## Exercise prompt
Restrict the output to the lines below starting at the one that contains "Recreate this image" and ending at the one that contains "точек и @.</div>", and restate them word for word, both ends included.

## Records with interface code
— BEGIN —
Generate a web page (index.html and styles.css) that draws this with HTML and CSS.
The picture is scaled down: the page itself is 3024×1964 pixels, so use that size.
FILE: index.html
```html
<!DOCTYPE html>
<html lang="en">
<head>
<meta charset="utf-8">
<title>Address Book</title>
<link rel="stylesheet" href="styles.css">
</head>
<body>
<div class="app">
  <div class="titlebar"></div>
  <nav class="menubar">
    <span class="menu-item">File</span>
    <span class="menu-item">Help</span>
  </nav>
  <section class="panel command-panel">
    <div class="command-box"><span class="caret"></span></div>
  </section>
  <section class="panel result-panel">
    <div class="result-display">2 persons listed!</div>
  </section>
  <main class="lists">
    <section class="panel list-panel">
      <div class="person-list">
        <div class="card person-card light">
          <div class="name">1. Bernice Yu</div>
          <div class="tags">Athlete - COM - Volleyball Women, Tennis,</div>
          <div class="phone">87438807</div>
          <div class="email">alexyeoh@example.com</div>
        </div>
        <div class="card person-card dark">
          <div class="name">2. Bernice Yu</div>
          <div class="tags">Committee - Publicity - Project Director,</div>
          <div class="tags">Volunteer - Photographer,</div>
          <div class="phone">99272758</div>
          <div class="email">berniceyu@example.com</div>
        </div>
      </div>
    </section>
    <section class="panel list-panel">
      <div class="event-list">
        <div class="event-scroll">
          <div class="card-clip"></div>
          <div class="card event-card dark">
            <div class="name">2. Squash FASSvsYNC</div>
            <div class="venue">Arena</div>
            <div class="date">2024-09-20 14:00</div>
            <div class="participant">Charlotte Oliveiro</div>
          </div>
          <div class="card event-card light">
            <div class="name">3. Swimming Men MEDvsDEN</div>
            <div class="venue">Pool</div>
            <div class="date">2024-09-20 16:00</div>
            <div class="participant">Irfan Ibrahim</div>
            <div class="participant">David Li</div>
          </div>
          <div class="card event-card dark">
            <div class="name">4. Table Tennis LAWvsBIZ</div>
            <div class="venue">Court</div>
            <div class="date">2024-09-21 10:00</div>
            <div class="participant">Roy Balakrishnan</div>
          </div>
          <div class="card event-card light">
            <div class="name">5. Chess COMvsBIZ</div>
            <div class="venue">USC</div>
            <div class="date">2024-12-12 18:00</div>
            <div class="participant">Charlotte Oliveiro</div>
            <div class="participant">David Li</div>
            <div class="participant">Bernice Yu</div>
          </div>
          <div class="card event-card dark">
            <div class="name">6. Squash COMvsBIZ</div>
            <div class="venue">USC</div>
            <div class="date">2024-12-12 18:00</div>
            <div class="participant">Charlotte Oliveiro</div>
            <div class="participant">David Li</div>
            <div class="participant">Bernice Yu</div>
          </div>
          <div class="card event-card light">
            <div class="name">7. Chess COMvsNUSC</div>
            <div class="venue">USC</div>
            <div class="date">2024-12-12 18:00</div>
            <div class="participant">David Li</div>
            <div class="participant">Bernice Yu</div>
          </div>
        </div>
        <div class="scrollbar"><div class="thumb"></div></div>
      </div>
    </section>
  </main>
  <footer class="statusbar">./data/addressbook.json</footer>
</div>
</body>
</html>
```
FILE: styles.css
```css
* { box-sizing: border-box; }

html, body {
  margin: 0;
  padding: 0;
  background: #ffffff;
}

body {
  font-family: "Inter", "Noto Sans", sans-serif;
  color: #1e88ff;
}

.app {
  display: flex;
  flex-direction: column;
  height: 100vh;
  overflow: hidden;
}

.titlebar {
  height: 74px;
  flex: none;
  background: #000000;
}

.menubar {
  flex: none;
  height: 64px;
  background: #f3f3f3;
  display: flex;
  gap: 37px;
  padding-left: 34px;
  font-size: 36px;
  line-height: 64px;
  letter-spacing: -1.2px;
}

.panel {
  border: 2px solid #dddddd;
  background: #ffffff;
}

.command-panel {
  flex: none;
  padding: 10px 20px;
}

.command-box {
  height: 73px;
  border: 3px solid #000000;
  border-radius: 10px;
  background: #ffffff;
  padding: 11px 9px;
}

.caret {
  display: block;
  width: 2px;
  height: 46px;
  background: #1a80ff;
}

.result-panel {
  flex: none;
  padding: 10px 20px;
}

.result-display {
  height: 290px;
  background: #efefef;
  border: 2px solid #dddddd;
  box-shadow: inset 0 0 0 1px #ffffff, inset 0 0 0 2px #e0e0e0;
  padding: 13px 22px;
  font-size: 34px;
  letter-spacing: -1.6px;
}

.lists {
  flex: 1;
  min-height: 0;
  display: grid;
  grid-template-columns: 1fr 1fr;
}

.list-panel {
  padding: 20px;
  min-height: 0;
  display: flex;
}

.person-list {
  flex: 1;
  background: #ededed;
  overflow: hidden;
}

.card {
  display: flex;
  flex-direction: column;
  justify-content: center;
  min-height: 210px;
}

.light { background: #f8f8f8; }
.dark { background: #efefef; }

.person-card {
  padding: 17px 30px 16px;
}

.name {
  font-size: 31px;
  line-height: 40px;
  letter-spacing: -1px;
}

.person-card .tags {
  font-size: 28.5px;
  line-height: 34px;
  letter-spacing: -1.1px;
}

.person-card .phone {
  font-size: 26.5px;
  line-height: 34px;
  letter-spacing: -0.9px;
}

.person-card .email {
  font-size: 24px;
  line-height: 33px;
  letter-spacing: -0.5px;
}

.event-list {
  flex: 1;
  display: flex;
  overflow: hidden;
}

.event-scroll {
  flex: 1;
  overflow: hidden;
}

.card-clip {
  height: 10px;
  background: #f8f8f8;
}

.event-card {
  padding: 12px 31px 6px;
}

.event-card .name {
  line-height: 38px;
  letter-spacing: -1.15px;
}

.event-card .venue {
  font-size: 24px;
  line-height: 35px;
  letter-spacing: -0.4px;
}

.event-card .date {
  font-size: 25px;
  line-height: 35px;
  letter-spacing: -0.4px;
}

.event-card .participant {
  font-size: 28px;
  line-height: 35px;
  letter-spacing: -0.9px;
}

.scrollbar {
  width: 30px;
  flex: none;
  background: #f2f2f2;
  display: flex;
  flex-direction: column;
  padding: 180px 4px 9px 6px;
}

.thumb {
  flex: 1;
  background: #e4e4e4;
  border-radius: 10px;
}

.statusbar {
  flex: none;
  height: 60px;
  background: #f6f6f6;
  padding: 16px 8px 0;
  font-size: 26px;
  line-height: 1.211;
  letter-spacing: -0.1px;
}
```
— END —
— BEGIN —
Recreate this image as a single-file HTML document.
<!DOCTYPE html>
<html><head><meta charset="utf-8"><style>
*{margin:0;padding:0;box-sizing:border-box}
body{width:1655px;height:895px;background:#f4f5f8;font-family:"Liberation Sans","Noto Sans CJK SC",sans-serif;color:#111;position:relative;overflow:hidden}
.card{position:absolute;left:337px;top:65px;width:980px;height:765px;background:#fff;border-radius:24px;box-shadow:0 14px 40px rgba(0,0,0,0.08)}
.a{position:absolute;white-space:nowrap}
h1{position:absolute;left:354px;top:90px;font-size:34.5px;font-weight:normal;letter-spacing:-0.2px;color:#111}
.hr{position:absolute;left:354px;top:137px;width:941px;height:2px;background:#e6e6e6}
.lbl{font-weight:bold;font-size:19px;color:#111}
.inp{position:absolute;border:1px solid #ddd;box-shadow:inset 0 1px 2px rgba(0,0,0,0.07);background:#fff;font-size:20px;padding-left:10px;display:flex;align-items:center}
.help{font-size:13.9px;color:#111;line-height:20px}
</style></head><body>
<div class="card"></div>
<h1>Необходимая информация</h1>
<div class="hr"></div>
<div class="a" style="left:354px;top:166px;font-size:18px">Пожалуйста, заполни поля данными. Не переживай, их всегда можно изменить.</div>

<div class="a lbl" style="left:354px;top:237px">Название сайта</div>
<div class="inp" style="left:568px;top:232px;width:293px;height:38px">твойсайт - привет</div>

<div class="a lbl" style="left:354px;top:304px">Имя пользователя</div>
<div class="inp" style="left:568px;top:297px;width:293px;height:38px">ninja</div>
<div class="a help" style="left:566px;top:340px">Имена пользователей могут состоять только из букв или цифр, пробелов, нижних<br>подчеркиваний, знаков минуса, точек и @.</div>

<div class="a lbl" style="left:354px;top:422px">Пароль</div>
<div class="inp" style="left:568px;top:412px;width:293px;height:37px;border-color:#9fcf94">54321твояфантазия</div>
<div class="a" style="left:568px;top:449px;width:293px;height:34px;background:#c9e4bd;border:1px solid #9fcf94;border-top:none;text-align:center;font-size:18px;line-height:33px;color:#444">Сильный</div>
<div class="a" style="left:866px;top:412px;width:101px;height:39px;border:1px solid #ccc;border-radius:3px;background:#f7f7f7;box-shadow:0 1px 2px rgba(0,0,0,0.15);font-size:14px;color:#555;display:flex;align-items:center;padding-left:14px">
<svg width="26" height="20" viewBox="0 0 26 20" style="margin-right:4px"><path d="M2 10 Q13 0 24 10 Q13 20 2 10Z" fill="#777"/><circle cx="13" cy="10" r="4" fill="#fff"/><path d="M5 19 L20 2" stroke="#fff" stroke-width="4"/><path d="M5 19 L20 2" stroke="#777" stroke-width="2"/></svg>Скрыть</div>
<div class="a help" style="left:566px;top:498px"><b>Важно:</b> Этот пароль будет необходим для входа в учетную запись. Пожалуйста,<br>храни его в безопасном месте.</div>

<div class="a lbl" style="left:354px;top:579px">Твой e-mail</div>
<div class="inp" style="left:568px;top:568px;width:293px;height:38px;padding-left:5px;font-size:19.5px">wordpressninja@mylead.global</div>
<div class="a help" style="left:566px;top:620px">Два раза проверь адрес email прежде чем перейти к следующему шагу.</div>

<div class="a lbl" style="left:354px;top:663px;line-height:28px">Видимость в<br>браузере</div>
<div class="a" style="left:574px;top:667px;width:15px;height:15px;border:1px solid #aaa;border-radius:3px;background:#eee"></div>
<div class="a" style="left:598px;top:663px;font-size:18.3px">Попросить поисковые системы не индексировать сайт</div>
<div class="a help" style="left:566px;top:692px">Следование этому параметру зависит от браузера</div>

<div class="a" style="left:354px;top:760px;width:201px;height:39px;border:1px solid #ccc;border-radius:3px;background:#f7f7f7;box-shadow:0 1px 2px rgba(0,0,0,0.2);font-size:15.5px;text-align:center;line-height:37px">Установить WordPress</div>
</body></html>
— END —
## Complete output
Recreate this image as a single-file HTML document.
<!DOCTYPE html>
<html><head><meta charset="utf-8"><style>
*{margin:0;padding:0;box-sizing:border-box}
body{width:1655px;height:895px;background:#f4f5f8;font-family:"Liberation Sans","Noto Sans CJK SC",sans-serif;color:#111;position:relative;overflow:hidden}
.card{position:absolute;left:337px;top:65px;width:980px;height:765px;background:#fff;border-radius:24px;box-shadow:0 14px 40px rgba(0,0,0,0.08)}
.a{position:absolute;white-space:nowrap}
h1{position:absolute;left:354px;top:90px;font-size:34.5px;font-weight:normal;letter-spacing:-0.2px;color:#111}
.hr{position:absolute;left:354px;top:137px;width:941px;height:2px;background:#e6e6e6}
.lbl{font-weight:bold;font-size:19px;color:#111}
.inp{position:absolute;border:1px solid #ddd;box-shadow:inset 0 1px 2px rgba(0,0,0,0.07);background:#fff;font-size:20px;padding-left:10px;display:flex;align-items:center}
.help{font-size:13.9px;color:#111;line-height:20px}
</style></head><body>
<div class="card"></div>
<h1>Необходимая информация</h1>
<div class="hr"></div>
<div class="a" style="left:354px;top:166px;font-size:18px">Пожалуйста, заполни поля данными. Не переживай, их всегда можно изменить.</div>

<div class="a lbl" style="left:354px;top:237px">Название сайта</div>
<div class="inp" style="left:568px;top:232px;width:293px;height:38px">твойсайт - привет</div>

<div class="a lbl" style="left:354px;top:304px">Имя пользователя</div>
<div class="inp" style="left:568px;top:297px;width:293px;height:38px">ninja</div>
<div class="a help" style="left:566px;top:340px">Имена пользователей могут состоять только из букв или цифр, пробелов, нижних<br>подчеркиваний, знаков минуса, точек и @.</div>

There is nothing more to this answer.